While Biden said he has been trying "very,
very hard to work with this president," he believes the Bush
administration needs to build more support among other nations and
at home and to explain what is at stake.
"No foreign policy can be sustained without
the informed consent of the American people," Biden told the
jamboree.
"If we fail, the Middle East is gone. The
whole peace process, forget about it. At least two Arab governments
will fall in the next two years. There will be economic chaos. We've
got to do this right. We've got to get this done. . . .
"We have a chance to remake the world. We're
blowing it because of naked pride and this notion that we don't need
anybody else. We are the indispensable nation, but that does not
mean we should do it alone."
If policy nearly brought Biden into the race,
politics and personal considerations kept him out. He called his
chances "too much of a long shot" and said his wife Jill was against
it.
"It would be like parachuting in," Biden said.
"Jill was not willing to do that now. She said, 'Why don't you wait
until next time and just march in? I'm tired of parachuting in.'"

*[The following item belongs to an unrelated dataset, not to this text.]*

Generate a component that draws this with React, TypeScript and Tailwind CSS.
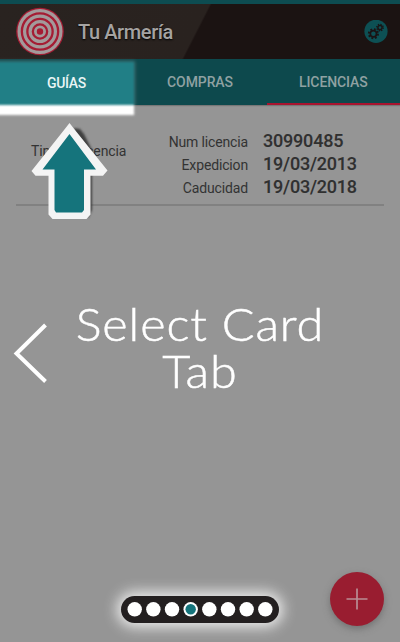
const ROWS = [
  ["Num licencia", "30990485"],
  ["Expedicion", "19/03/2013"],
  ["Caducidad", "19/03/2018"],
];

function Target() {
  return (
    <svg className="ml-[15px] h-[50px] w-[50px] shrink-0" viewBox="0 0 50 50">
      <circle cx="25" cy="24.500" r="23.8" fill="#a51c33" />
      <g fill="none" stroke="#a39a9b" strokeWidth="3.2">
        <circle cx="25" cy="24.500" r="20.9" />
        <circle cx="25" cy="24.500" r="15.4" />
        <circle cx="25" cy="24.500" r="9.9" />
        <circle cx="25" cy="24.500" r="4.6" strokeWidth="2.8" />
      </g>
    </svg>
  );
}

function Gears() {
  return (
    <svg className="mr-[12px] h-6 w-6" viewBox="0 0 24 24">
      <circle cx="12" cy="11.300" r="11.6" fill="#0d5054" />
      <g fill="none" stroke="#1b1314">
        <circle cx="9.4" cy="13.8" r="3.1" strokeWidth="1.7" />
        <circle cx="9.4" cy="13.8" r="4.6" strokeWidth="1.9" strokeDasharray="1.8 1.813" />
        <circle cx="16" cy="7.6" r="2.1" strokeWidth="1.4" />
        <circle cx="16" cy="7.6" r="3.2" strokeWidth="1.4" strokeDasharray="1.25 1.263" />
      </g>
    </svg>
  );
}

function Arrow() {
  return (
    <svg className="absolute left-[24px] top-[116px] h-[108px] w-[96px]" viewBox="24 116 96 108">
      <defs>
        <filter id="soft" x="-20%" y="-20%" width="140%" height="140%">
          <feGaussianBlur stdDeviation="1" />
        </filter>
      </defs>
      <path d="M74 128L80 129L84 134L92 150L92 210L88 218L76 190Z" fill="#414141" filter="url(#soft)" />
      <path
        d="M69.500 123L73 127.500L107.500 170.500L103 175.700H90.500V214.500L86.500 219H52.500L48.500 214.500V175.700H35.500L31.500 171L66 127.500Z"
        fill="#f4f4f4"
      />
      <path d="M69.500 134L96 169.500H84V210L82 212.500H56L54.500 210V169.500H42.500Z" fill="#15747c" />
    </svg>
  );
}

function Dots() {
  return (
    <svg className="h-[27px] w-[158px]" viewBox="0 0 158 27">
      {Array.from({ length: 8 }, (_, i) => (
        <circle key={i} cx={13.7 + i * 18.66} cy="13.3" r="7.2" fill="#fff" />
      ))}
      <circle cx={13.7 + 3 * 18.66} cy="13.3" r="5.2" fill="#15747c" />
    </svg>
  );
}

export default function App() {
  return (
    <div className="relative h-[642px] w-[400px] overflow-hidden bg-[#959595] font-[Roboto,sans-serif]">
      <div className="h-1 bg-[#0d4c51]" />
      <header className="flex h-[55px] items-center bg-[linear-gradient(117deg,#292320_0%,#29221f_49%,#1b1312_49.500%,#1b1312_100%)]">
        <Target />
        <h1 className="ml-[13px] flex-1 text-[20px] font-medium leading-6 tracking-[-.4px] text-[#a5a3a2] [text-shadow:0_1px_2px_#000]">
          Tu Armería
        </h1>
        <Gears />
      </header>
      <nav className="grid h-[46px] grid-cols-3 grid-rows-[46px] bg-[#0d494d] text-center text-[14px] font-medium leading-[47px] tracking-[-.1px] text-[#8fa1a2] shadow-[0_1px_1px_#777]">
        <div />
        <div>COMPRAS</div>
        <div className="border-b-2 border-[#a9142f]">LICENCIAS</div>
      </nav>
      <section className="mx-4 flex h-[101px] border-b-2 border-[#818181] pt-[25px] text-[#333]">
        <div className="w-[112px] pl-[15px] pt-[11px] text-[14px] leading-5">
          <span className="whitespace-nowrap tracking-[-.15px]">Tipo de licencia</span>
        </div>
        <div className="grid flex-1 auto-rows-[23px] grid-cols-[120px_1fr] gap-x-[15px]">
          {ROWS.map(([label, value]) => (
            <div key={label} className="contents">
              <div className="text-right text-[14px] leading-[24px] tracking-[-.15px]">{label}</div>
              <div className="text-[18px] font-medium leading-[22px] tracking-[-.2px] text-[#303030] [-webkit-text-stroke:.1px_#303030]">
                {value}
              </div>
            </div>
          ))}
        </div>
      </section>

      <div className="absolute left-[-3px] top-[62px] h-[53px] w-[137px] bg-[linear-gradient(#217f86_0px,#217f86_43px,#fff_43px)] shadow-[0_0_3px_1px_#bbb5] blur-[.8px]" />
      <div className="absolute left-0 top-[62px] w-[133px] text-center text-[14px] font-medium leading-[42px] tracking-[-.3px] text-[#e9f5f5]">
        GUÍAS
      </div>
      <Arrow />

      <svg className="absolute left-[12px] top-[322px] h-[62px] w-9" viewBox="0 0 36 62">
        <path d="M33.500 3L4.500 31.500L33.500 59.500" fill="none" stroke="#fff" strokeWidth="4" />
      </svg>
      <h2 className="absolute left-0 top-[301px] w-[400px] scale-x-[1.08] text-center font-[Lato,sans-serif] text-[45px] font-light leading-[47px] tracking-[.8px] text-white [-webkit-text-stroke:.5px_#fff]">
        Select Card
        <br />
        Tab
      </h2>

      <div className="absolute left-[121px] top-[596px] h-[27px] w-[158px] rounded-full bg-[#231f20] shadow-[0_0_14px_4px_#eee]">
        <Dots />
      </div>
      <div className="absolute left-[330px] top-[572px] flex h-[54px] w-[54px] items-center justify-center rounded-full bg-[#991d30] shadow-[0_3px_7px_#5558]">
        <svg className="h-[22px] w-[22px]" viewBox="0 0 22 22">
          <path d="M11 .5V21.500M.5 11H21.500" stroke="#b98d94" strokeWidth="1.700" />
        </svg>
      </div>
    </div>
  );
}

Biden is out of the race but not necessarily
on the sidelines, as his continuing appearances on television
programs like "Meet the Press" show. Nor has he ruled out a future
presidential candidacy.
Biden also is not stifling speculation that he
could be interested in serving as secretary of state if the
Democrats win the White House. "How do you say no to that? But I
don't anticipate that at all," he said.
Biden said he would have to decide whether he
could be more effective as a secretary of state or as a senator.
This time around, he already has decided he is more effective as a
senator than as a presidential candidate.